> Written request
Locate each line holding the string "index" and copy it.

•••••

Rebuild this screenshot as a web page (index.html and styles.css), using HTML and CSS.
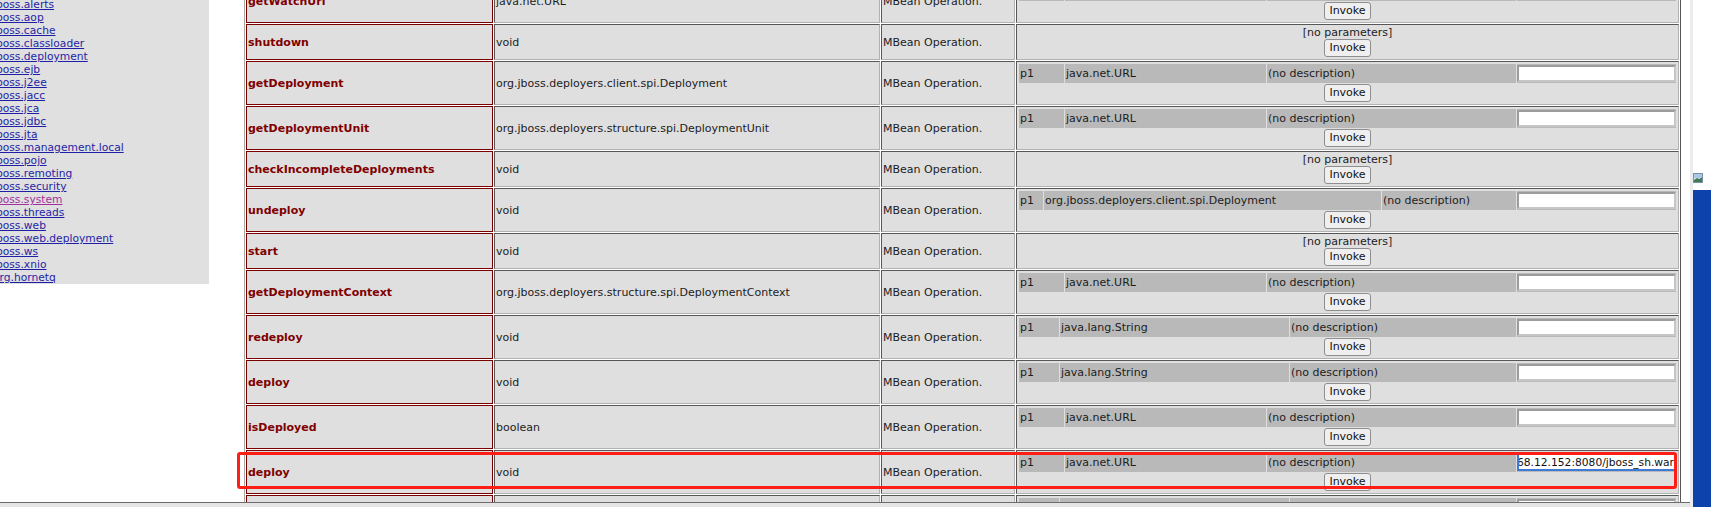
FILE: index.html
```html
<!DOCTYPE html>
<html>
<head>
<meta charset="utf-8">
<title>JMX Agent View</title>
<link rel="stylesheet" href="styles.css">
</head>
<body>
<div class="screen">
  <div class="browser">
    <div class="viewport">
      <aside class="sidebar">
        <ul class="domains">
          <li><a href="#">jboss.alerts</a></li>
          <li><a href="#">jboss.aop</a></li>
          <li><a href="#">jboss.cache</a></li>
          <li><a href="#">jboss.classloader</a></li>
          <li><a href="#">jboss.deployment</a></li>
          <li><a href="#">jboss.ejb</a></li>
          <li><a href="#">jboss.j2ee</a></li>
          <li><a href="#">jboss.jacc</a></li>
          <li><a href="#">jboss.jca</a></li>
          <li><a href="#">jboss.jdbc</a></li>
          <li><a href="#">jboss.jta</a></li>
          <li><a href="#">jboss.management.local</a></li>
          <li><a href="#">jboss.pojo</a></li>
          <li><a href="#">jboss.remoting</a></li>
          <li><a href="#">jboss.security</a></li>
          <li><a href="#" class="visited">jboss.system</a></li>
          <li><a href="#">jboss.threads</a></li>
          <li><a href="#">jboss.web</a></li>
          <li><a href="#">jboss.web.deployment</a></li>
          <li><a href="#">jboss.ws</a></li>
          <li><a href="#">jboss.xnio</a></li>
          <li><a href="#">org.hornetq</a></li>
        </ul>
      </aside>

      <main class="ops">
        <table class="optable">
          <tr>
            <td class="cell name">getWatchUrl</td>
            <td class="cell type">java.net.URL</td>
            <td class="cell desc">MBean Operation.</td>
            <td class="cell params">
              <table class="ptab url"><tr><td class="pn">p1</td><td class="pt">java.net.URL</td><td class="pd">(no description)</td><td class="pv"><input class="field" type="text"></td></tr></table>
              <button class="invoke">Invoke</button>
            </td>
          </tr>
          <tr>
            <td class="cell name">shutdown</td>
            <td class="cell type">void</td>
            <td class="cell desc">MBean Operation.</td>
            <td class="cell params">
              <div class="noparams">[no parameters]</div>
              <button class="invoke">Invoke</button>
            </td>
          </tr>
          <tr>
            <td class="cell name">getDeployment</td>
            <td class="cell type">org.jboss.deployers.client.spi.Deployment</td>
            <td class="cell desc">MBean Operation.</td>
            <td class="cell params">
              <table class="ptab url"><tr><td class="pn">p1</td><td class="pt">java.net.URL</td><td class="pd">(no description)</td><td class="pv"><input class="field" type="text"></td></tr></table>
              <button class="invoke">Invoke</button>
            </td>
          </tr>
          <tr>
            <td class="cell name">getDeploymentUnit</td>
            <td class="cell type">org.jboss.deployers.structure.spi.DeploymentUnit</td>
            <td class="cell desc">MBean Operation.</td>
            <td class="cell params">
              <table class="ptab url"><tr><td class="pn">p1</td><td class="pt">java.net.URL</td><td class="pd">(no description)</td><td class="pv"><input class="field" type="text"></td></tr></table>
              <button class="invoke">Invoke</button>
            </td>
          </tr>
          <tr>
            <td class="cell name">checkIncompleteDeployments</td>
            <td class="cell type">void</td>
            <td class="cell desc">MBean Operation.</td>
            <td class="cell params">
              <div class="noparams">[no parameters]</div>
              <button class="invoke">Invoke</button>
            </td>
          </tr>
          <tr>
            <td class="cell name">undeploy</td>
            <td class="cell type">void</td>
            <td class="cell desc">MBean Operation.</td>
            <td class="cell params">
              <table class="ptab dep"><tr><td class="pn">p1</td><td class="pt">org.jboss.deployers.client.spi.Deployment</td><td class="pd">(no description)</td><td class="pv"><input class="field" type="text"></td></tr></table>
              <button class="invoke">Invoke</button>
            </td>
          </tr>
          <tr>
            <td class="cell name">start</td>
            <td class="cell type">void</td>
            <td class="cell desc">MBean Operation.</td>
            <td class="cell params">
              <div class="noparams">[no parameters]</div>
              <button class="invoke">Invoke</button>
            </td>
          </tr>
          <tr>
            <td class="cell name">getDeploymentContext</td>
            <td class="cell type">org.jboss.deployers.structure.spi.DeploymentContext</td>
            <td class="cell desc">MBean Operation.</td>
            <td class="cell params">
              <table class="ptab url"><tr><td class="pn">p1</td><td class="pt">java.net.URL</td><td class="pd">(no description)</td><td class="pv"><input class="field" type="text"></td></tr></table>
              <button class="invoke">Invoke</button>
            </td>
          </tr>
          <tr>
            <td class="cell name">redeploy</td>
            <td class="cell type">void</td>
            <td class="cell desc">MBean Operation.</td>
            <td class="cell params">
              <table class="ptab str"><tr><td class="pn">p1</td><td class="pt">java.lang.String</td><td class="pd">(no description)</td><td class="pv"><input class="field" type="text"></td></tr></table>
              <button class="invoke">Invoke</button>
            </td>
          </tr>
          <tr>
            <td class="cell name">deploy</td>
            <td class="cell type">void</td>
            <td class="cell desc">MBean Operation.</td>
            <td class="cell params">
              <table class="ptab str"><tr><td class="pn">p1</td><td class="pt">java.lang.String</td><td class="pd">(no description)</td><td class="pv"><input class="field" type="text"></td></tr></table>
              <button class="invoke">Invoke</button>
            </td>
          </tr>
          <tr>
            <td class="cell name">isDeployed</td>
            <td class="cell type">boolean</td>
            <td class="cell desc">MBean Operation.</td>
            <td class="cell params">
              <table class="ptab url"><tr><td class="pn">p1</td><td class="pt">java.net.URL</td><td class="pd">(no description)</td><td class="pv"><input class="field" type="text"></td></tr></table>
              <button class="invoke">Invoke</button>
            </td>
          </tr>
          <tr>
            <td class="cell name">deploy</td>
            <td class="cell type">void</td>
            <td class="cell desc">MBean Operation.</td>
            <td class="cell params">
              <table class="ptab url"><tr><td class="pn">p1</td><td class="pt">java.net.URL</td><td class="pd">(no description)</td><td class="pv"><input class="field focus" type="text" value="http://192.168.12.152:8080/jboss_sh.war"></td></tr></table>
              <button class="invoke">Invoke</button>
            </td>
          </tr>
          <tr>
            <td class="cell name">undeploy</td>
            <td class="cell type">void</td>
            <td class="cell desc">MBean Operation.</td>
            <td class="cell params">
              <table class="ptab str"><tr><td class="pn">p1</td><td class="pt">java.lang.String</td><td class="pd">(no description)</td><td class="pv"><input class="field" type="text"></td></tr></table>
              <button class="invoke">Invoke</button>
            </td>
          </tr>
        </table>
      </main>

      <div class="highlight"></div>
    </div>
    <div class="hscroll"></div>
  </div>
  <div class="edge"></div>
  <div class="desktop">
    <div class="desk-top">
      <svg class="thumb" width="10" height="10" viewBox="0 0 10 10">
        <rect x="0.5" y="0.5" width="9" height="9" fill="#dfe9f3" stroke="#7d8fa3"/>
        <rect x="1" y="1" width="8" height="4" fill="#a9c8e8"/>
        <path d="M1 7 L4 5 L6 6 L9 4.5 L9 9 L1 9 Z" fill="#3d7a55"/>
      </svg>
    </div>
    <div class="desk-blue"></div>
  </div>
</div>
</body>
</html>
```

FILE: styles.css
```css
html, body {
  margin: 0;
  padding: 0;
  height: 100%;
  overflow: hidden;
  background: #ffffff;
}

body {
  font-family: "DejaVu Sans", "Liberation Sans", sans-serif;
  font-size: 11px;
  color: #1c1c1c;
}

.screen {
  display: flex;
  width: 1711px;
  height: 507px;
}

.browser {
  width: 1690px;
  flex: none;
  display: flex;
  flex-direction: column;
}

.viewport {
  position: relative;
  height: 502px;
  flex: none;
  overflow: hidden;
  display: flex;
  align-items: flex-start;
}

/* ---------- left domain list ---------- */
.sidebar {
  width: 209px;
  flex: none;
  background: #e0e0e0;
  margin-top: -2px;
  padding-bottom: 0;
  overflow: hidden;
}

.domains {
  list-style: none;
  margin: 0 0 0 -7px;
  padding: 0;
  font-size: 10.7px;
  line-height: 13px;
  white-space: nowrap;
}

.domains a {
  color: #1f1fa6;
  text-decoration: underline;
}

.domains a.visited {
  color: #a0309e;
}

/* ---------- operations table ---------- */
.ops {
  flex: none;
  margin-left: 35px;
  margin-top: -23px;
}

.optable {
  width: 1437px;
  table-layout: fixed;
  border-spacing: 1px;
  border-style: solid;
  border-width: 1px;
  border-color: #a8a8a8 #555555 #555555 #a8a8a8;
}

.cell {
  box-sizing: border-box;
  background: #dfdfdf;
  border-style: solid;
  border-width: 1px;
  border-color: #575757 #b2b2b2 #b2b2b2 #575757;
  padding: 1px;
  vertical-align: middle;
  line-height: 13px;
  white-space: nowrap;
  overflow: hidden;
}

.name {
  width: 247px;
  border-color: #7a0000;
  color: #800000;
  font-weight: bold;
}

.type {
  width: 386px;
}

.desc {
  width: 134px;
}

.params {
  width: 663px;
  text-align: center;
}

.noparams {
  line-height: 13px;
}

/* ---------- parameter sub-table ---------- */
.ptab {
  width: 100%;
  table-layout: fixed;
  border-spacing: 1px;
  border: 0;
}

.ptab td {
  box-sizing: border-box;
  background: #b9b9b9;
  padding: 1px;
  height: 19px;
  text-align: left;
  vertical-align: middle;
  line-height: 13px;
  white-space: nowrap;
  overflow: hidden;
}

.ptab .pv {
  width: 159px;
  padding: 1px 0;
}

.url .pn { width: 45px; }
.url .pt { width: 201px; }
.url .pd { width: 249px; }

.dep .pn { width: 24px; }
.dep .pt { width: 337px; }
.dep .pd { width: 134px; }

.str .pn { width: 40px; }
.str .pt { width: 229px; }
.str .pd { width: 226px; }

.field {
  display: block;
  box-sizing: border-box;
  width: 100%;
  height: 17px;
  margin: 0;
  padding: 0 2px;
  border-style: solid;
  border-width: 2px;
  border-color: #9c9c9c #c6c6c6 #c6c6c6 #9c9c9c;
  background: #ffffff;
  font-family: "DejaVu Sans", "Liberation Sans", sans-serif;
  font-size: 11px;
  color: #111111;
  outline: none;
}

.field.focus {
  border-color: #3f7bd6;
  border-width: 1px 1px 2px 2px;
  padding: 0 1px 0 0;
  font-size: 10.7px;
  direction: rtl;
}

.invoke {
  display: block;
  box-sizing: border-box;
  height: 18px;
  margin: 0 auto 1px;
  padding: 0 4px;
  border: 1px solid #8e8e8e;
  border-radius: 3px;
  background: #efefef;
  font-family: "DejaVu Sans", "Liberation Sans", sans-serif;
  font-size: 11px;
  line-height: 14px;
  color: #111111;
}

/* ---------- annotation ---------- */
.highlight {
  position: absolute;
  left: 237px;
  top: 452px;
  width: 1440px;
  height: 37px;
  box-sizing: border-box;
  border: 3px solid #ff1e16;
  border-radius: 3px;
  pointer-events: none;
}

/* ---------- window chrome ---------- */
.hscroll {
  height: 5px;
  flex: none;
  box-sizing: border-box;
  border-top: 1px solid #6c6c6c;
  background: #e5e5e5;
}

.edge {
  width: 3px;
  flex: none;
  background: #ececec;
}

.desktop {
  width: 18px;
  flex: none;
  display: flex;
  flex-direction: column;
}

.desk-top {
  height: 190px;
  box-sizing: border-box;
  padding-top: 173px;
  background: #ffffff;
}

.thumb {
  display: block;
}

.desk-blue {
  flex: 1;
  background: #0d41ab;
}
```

•••••

> Reply
Rebuild this screenshot as a web page (index.html and styles.css), using HTML and CSS.
FILE: index.html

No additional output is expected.